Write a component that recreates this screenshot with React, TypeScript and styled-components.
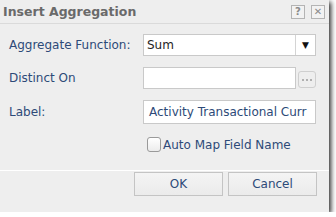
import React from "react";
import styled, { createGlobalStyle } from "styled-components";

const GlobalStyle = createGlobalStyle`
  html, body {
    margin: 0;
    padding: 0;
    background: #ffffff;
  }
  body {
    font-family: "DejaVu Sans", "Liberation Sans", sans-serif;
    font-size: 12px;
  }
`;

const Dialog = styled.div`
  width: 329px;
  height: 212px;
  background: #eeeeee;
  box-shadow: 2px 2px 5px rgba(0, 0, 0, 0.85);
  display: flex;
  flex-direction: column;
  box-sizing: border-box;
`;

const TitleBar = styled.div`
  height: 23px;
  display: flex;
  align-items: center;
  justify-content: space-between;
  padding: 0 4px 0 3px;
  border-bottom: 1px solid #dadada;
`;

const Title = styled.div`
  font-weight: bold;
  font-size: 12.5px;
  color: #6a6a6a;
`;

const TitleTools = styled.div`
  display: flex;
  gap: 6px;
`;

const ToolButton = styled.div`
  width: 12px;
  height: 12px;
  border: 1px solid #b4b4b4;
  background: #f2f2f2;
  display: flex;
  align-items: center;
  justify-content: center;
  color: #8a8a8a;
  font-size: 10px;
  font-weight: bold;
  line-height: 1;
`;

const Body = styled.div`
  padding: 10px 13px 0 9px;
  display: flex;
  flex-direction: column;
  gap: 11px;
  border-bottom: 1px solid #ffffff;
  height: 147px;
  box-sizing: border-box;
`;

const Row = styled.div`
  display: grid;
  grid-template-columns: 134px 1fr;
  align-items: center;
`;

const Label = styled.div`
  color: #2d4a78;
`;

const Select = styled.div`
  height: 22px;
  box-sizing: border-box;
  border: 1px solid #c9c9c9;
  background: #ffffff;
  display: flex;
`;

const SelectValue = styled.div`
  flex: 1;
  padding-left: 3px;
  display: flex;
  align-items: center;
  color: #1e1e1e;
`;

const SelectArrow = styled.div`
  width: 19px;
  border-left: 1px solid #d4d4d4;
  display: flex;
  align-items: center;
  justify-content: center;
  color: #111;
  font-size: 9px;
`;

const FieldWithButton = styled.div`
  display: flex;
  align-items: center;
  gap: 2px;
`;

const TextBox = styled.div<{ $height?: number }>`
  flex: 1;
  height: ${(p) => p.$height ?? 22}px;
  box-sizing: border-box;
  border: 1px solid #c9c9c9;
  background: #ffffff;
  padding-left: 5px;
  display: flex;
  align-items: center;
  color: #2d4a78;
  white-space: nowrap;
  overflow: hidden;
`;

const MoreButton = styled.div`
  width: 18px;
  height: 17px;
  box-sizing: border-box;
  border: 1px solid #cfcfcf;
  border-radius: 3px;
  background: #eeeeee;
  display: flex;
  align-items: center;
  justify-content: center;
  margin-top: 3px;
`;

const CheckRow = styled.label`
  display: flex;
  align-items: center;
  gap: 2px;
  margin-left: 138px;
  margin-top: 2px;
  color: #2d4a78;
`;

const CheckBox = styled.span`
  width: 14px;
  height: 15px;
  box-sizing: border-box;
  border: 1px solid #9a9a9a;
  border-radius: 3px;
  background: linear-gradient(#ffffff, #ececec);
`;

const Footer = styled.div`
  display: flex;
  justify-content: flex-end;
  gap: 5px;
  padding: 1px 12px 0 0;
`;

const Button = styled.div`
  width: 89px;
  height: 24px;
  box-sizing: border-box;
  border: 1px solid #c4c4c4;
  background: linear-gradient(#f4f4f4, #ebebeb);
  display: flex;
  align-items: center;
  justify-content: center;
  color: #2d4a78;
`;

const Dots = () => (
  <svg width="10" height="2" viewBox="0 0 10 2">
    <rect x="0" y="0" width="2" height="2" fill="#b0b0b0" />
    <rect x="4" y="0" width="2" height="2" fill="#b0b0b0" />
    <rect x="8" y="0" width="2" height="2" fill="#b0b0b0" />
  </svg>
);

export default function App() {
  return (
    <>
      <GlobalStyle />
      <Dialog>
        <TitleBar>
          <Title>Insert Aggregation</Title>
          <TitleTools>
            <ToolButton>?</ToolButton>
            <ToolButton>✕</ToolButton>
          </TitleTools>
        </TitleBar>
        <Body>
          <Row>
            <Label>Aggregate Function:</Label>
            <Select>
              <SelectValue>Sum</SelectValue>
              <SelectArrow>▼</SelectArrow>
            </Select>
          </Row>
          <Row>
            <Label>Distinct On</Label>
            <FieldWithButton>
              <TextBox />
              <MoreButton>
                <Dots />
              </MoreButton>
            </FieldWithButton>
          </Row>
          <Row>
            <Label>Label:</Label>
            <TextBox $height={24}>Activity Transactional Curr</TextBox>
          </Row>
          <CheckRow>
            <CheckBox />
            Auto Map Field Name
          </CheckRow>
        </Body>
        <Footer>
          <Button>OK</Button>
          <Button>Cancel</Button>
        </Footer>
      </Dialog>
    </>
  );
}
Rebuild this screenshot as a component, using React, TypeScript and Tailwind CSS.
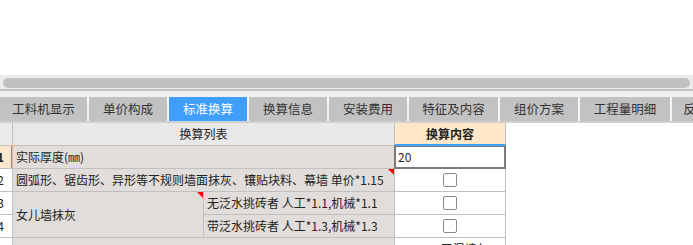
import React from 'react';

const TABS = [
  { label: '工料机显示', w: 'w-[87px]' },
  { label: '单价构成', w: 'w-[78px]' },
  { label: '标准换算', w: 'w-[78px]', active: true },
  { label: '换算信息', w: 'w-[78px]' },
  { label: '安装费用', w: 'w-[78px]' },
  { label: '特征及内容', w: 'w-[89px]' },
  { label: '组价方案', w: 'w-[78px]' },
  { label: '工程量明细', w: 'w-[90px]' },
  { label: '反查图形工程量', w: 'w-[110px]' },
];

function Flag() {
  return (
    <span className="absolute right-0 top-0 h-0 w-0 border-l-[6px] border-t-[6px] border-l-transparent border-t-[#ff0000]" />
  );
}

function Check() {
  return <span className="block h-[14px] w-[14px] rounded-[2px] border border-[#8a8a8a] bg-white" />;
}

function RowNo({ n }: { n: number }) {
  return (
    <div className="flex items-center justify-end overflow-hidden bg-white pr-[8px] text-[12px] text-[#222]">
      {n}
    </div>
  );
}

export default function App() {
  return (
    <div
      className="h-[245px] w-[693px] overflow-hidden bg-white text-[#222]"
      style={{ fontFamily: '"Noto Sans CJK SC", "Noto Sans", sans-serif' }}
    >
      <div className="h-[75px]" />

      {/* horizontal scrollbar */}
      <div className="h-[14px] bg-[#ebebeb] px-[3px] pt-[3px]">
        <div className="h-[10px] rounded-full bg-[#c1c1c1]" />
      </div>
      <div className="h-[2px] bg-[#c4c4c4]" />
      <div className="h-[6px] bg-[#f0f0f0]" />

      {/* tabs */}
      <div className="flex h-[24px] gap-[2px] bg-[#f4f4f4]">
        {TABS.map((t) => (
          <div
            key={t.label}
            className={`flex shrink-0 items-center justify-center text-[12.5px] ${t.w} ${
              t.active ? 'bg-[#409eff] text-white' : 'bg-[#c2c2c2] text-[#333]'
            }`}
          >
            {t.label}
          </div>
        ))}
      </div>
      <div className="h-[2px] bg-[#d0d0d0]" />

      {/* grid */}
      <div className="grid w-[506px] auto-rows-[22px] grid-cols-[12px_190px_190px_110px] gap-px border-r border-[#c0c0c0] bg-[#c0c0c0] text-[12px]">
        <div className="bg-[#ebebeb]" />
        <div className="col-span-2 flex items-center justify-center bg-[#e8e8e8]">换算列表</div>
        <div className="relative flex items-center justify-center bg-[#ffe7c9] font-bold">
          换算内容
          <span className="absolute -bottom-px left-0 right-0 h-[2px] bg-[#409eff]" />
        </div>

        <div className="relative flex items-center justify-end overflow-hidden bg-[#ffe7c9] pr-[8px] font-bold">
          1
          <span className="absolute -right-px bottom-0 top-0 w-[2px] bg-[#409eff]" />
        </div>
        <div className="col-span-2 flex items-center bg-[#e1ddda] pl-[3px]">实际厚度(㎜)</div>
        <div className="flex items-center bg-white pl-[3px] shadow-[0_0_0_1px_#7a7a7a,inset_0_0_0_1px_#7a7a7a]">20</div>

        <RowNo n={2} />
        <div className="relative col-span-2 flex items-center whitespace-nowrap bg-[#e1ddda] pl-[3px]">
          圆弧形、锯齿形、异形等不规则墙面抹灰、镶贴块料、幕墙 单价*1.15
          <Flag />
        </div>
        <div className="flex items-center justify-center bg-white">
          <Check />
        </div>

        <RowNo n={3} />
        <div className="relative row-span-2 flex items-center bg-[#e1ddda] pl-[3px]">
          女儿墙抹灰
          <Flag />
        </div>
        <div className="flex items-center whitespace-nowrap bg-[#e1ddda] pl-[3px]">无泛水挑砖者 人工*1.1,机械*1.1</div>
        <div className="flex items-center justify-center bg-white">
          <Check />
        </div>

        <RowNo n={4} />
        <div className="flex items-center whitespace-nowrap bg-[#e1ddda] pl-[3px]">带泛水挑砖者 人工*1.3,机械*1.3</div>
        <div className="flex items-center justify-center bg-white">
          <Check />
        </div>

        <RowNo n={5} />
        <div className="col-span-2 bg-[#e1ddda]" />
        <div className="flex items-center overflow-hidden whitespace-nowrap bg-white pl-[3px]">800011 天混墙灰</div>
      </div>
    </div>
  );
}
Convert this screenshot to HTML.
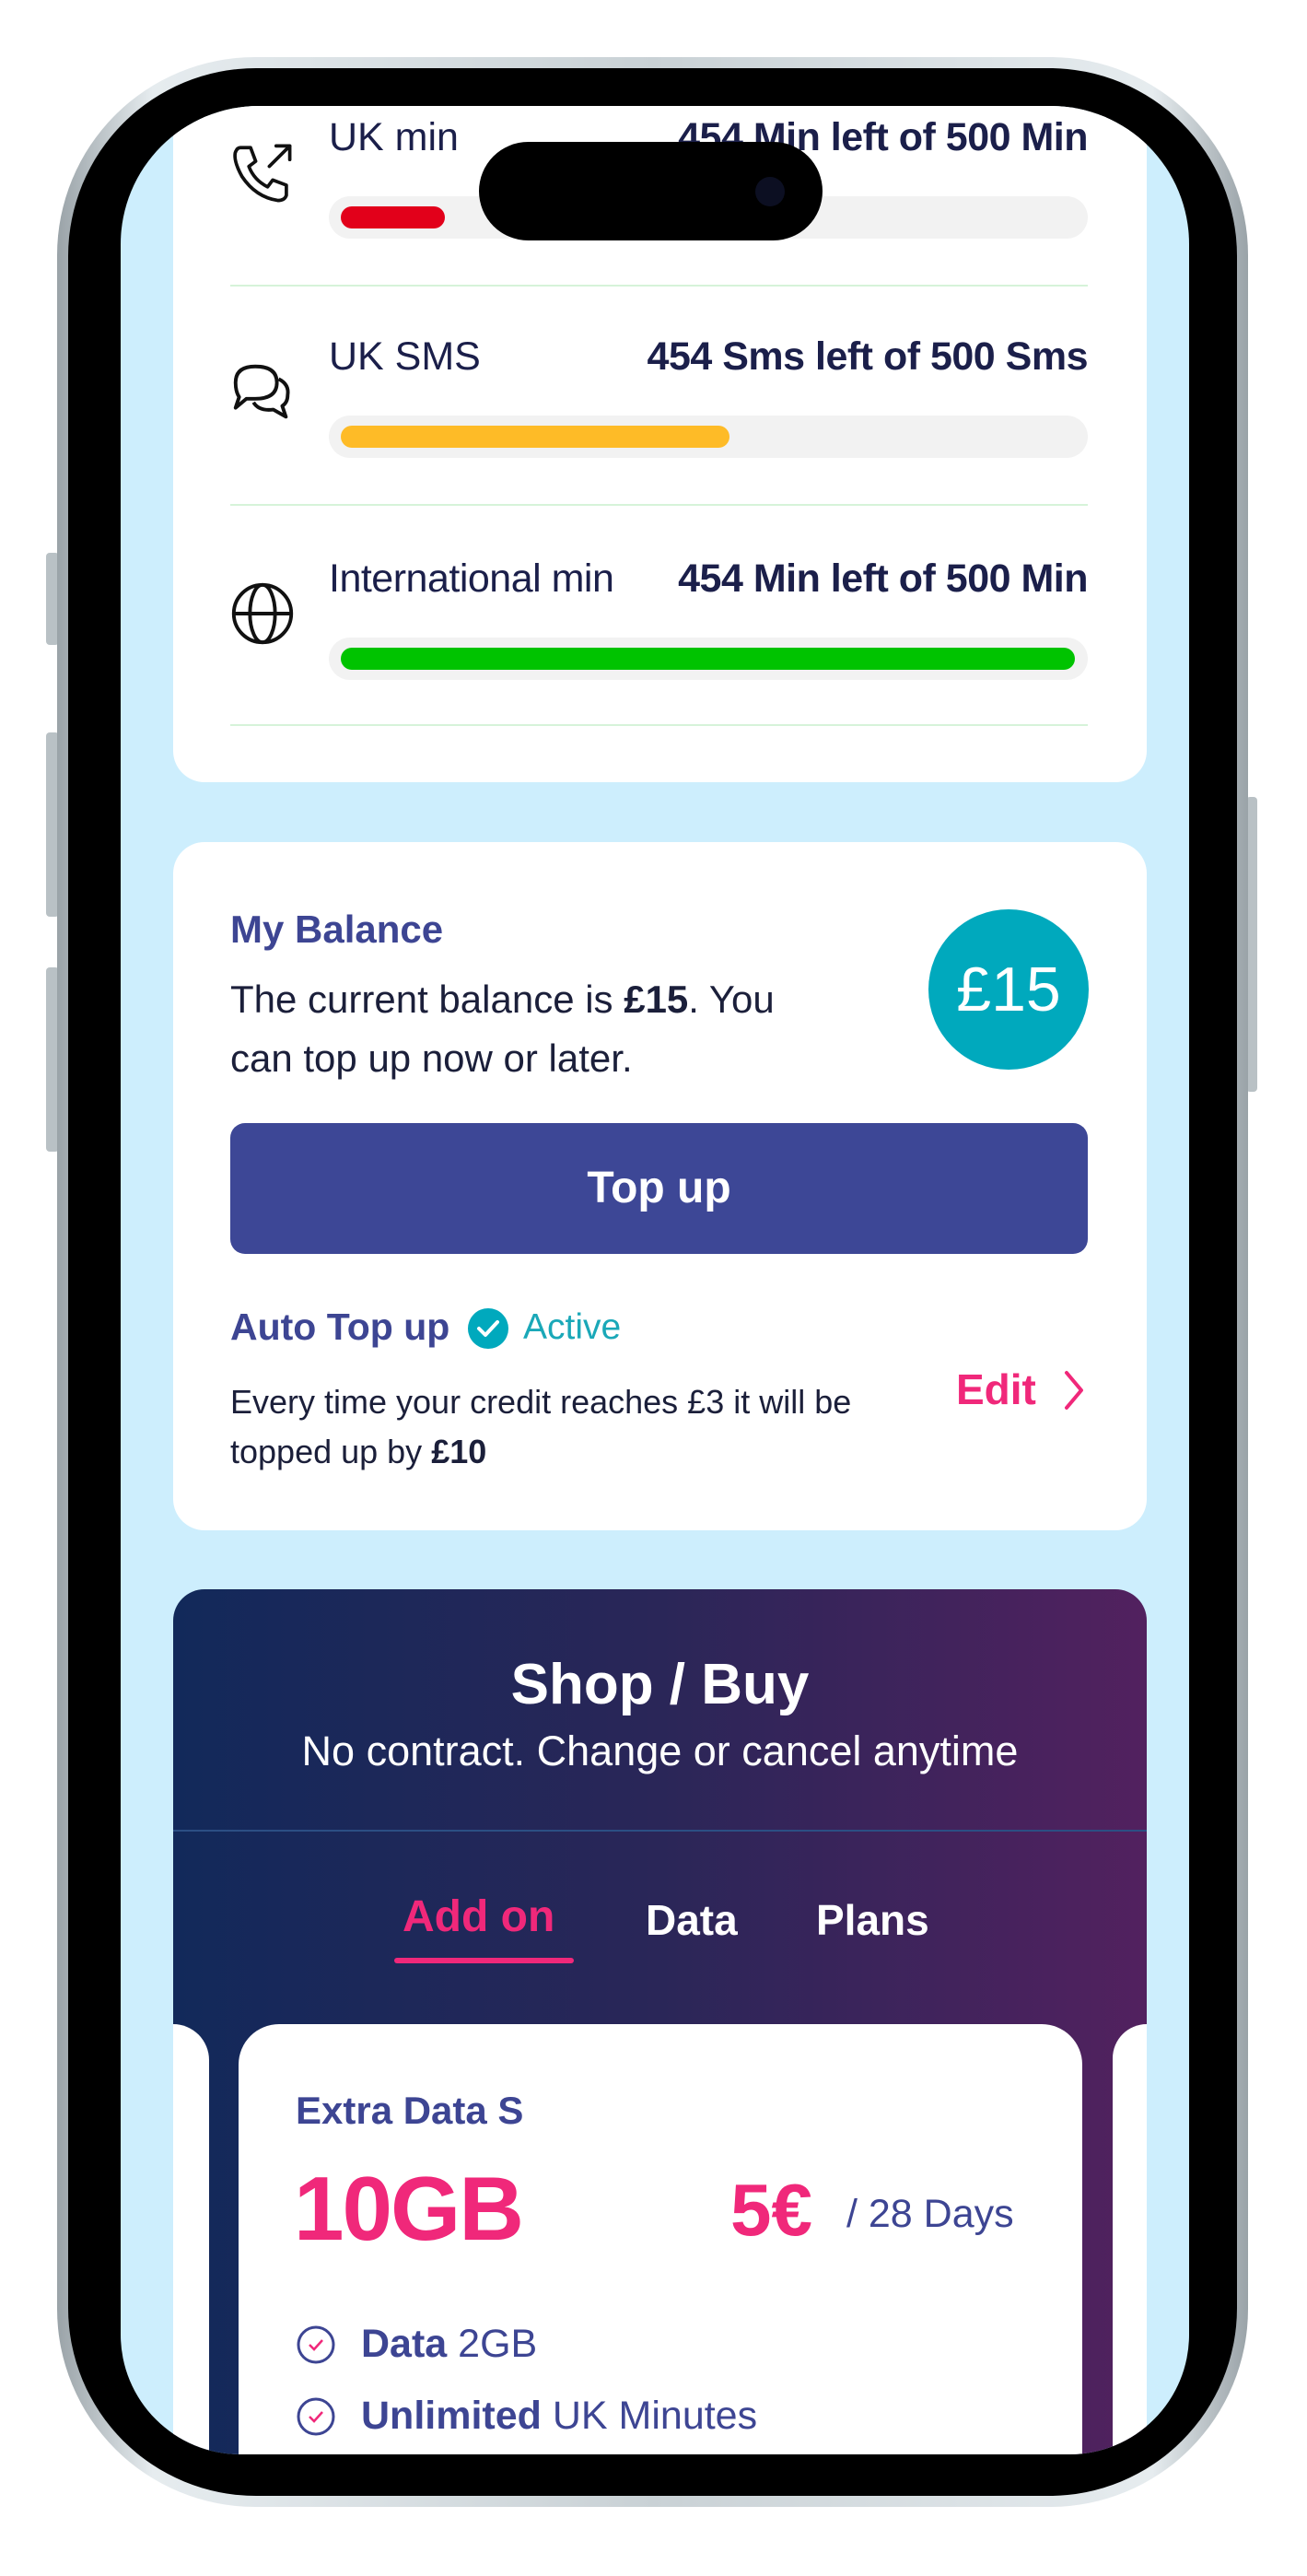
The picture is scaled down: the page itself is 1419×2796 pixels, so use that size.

──────

**PROBLEM DETAILS:** Copy out the listing above from the line containing "Rebuild this screenshot" to the line containing "import React from 'react';", both included, exactly as written and minus the images.

**TASK RESPONSE:**
Rebuild this screenshot as a component, using React, TypeScript and Tailwind CSS.
import React from 'react';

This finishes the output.